En cierto modo, esta tercera etapa de la vida de Twain ilumina la primera, recordándonos que, tanto en la realidad como en la ficción, el mundo de su infancia que tanto amaba era casi enteramente masculino: el dominio masculino de la timonera del barco fluvial, o la balsa en la que Huck y Jim flotan río abajo juntos, dejando atrás a la tía Polly y a la señorita Watson. 

Finalmente, en un año agonizante, la situación en la casa del escritor llegó a su clímax. Él decidió que Lyon y otro asistente le estaban robando dinero y los despidió, una disputa que llegó a la prensa. Clara se casó y se mudó a Europa. Jean regresó a casa, para su alegría, y por fin se convirtió en la dueña de la casa. Pero mientras se bañaba, sufrió una convulsión que le provocó un infarto fatal. Su desconsolado padre le escribió a Clara: «De mi bella flota, todos los barcos se han hundido menos tú».

1940, sello postal conmemorativo de EEUU. By U.S. Post Office - U.S. Post OfficeHi-res scan of postage stamp by Gwillhickers., Public Domain, https://commons.wikimedia.org/w/index.php?curid=12570010

Para entonces tenía 74 años y su propio barco estaba a punto de hundirse. Clara corrió a casa justo a tiempo para estar con él en sus últimos días. Bromeó hasta el final, cuando la falta de aire le hizo perder "suficiente sueño como para abastecer a un ejército agotado". Una de sus últimas obras se tituló "Etiqueta para el más allá". "Deja a tu perro afuera", aconsejaba. "El cielo se rige por favores. Si los hiciera por el mérito, te quedarías afuera y el perro estaría adentro". Los titulares lamentaron la muerte del gran "humorista". El logro de Chernow es mostrarnos cuánto más compleja fue su vida.

Chernow termina su biografía poco después de la muerte de Twain, pero este influyente autor estadounidense ha tenido una vida después de la muerte controvertida. Tanto su hija Clara como Albert Bigelow Paine, su biógrafo autorizado y primer albacea literario, purificaron con energía el legado de Twain, presentándolo como el sabio bondadoso de melena blanca de Hannibal. En su biografía de tres volúmenes Paine nunca menciona que Twain fuera vicepresidente de la Liga Antiimperialista, y tanto allí como en las numerosas colecciones de escritos de Twain que editó, censuró u omitió muchos de los comentarios del autor sobre eventos como la guerra filipino-estadounidense librada por el presidente William McKinley.

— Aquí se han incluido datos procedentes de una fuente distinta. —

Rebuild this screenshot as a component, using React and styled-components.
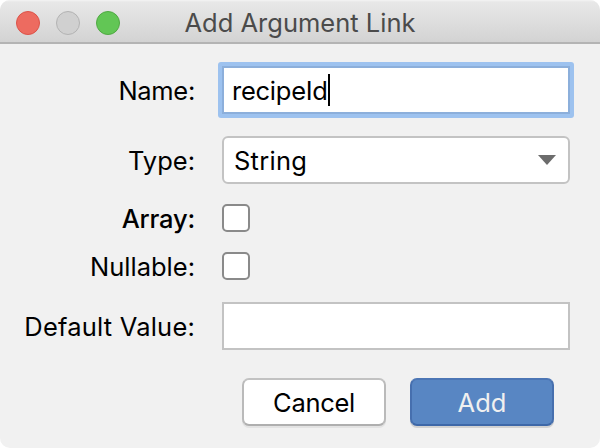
import React from "react";
import styled, { createGlobalStyle } from "styled-components";

const Global = createGlobalStyle`
  *, *::before, *::after { box-sizing: border-box; }
  body { margin: 0; background: #fff; font-family: Inter, Roboto, sans-serif; overflow: hidden; }
`;

const Dialog = styled.main`
  width: 600px;
  height: 448px;
  background: #f1f1f1;
  border-radius: 10px;
  overflow: hidden;
  color: #000;
  font-size: 25.5px;
`;

const TitleBar = styled.header`
  height: 44px;
  display: grid;
  grid-template-columns: 120px 1fr 120px;
  align-items: center;
  background: linear-gradient(#f4f4f4, #e8e8e8 2px, #d3d3d3);
  border-bottom: 2px solid #b4b4b4;
`;

const Lights = styled.div`
  display: flex;
  gap: 16px;
  padding: 2px 0 0 16px;
`;

const Light = styled.span`
  width: 24px;
  height: 24px;
  border-radius: 50%;
  background: ${(p) => p.$fill};
  border: 1px solid ${(p) => p.$edge};
`;

const Title = styled.h1`
  margin: 0;
  text-align: center;
  font-size: 25.5px;
  font-weight: 400;
  line-height: 42px;
  padding-top: 2px;
  white-space: nowrap;
  color: #4b4b4b;
`;

const Text = styled.span`
  display: inline-block;
  white-space: nowrap;
  line-height: 32px;
  padding-top: 1px;
  font-weight: ${(p) => p.$weight || 400};
  letter-spacing: ${(p) => p.$spacing || 0}px;
`;

const Form = styled.form`
  display: flex;
  flex-direction: column;
  padding-top: 22px;
`;

const Row = styled.div`
  display: grid;
  grid-template-columns: 195px 348px;
  grid-template-rows: 100%;
  column-gap: 27px;
  align-items: center;
  height: ${(p) => p.$height}px;
  margin-bottom: ${(p) => p.$gap}px;
`;

const Label = styled.label`
  display: flex;
  justify-content: flex-end;
  white-space: nowrap;
`;

const Field = styled.div`
  height: 48px;
  display: flex;
  align-items: center;
  padding: 0 8px;
  background: #fff;
  border: 2px solid ${(p) => (p.$focused ? "#8cafdb" : "#c3c3c3")};
`;

const FocusRing = styled.div`
  margin: -4px;
  padding: 4px;
  background: #9dc2ef;
  border-radius: 3px;
`;

const Caret = styled.span`
  width: 2px;
  height: 32px;
  background: #000;
`;

const Select = styled(Field)`
  justify-content: space-between;
  padding: 0 12px 0 10px;
  border-radius: 6px;
`;

const Checkbox = styled.span`
  width: 28px;
  height: 28px;
  background: #fff;
  border: 2px solid #8a8a8a;
  border-radius: 5px;
`;

const Actions = styled.footer`
  display: flex;
  gap: 24px;
  padding: 28px 0 0 242px;
`;

const Button = styled.button`
  width: 144px;
  height: 48px;
  padding: 0;
  border: 2px solid;
  border-color: ${(p) => (p.$primary ? "#4c76b5 #466fae #3e68a8" : "#c2c2c2 #bababa #afafaf")};
  border-radius: 7px;
  box-shadow: 0 2px 0 ${(p) => (p.$primary ? "#d2d2d2" : "#e3e3e3")};
  background: ${(p) => (p.$primary ? "#5886c3" : "#fff")};
  color: ${(p) => (p.$primary ? "#f0f0f0" : "#000")};
  font: 25.5px Inter, Roboto, sans-serif;
`;

export default function App() {
  return (
    <>
      <Global />
      <Dialog>
        <TitleBar>
          <Lights>
            <Light $fill="#ed6b60" $edge="#dc5349" />
            <Light $fill="#d0d0d0" $edge="#b3b3b3" />
            <Light $fill="#62c655" $edge="#50a943" />
          </Lights>
          <Title><Text>Add Argument Link</Text></Title>
          <span />
        </TitleBar>
        <Form>
          <Row $height={48} $gap={22}>
            <Label><Text $spacing={-0.3}>Name:</Text></Label>
            <FocusRing>
              <Field $focused><Text $spacing={-0.25}>recipeId</Text><Caret /></Field>
            </FocusRing>
          </Row>
          <Row $height={48} $gap={20}>
            <Label><Text>Type:</Text></Label>
            <Select>
              <Text $spacing={0.25}>String</Text>
              <svg width="18" height="10" viewBox="0 0 18 10"><path d="M0 0h18L9 10z" fill="#6c6c6c" /></svg>
            </Select>
          </Row>
          <Row $height={28} $gap={20}>
            <Label><Text $weight={500} $spacing={-0.2}>Array:</Text></Label>
            <Checkbox />
          </Row>
          <Row $height={28} $gap={22}>
            <Label><Text>Nullable:</Text></Label>
            <Checkbox />
          </Row>
          <Row $height={48} $gap={0}>
            <Label><Text $spacing={0.2}>Default Value:</Text></Label>
            <Field />
          </Row>
        </Form>
        <Actions>
          <Button type="button"><Text $spacing={-0.3}>Cancel</Text></Button>
          <Button type="button" $primary><Text>Add</Text></Button>
        </Actions>
      </Dialog>
    </>
  );
}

Como es habitual, cuando Twain le escribió una vez a un amigo: «Voy a quedarme pegado a mi escritorio durante un mes, con la esperanza de escribir un librito, lleno de desprecio juguetón y afable por el miserable McKinley», Paine termina la frase con «con la esperanza de escribir un librito».

¿Qué pensaría Twain de su país ahora, encabezado por un ferviente admirador de McKinley cuyo torrente diario de tonterías hace que el Duque y el Delfín parezcan pilares del Better Business Bureau***? En Huckleberry Finn, el fraude de esa pareja los alcanza, y son alquitranados y emplumados mientras una multitud, "gritando y gritando, golpeando cacerolas y tocando trompetas", los saca del pueblo en un tren. Ojalá aún tuviéramos a Mark Twain aquí para imaginar un destino similar para el estafador en jefe de hoy.

11 de agosto de 2025

 

* Pseudociencia que pretendía determinar el carácter y hasta las tendencias de una personalidad —incluida una predestinación al crimen— a través del estudio de la forma del cráneo.

** El nombre es en parte metafórico y se refiere a una red de liberales blancos que protegían esclavos que escapaban de las plantaciones del sur. 

*** Organización sin fines de lucro que evalúa la rentabilidad de los negocios en función de fines caritativos.

Adam Hochschild es autor de la reciente American Midnight: The Great War, a Violent Peace (“Medianoche estadounidense: la Gran Guerra, una paz violenta”), y Democracy’s Forgotten Crisis (“La crisis olvidada de la democracia”).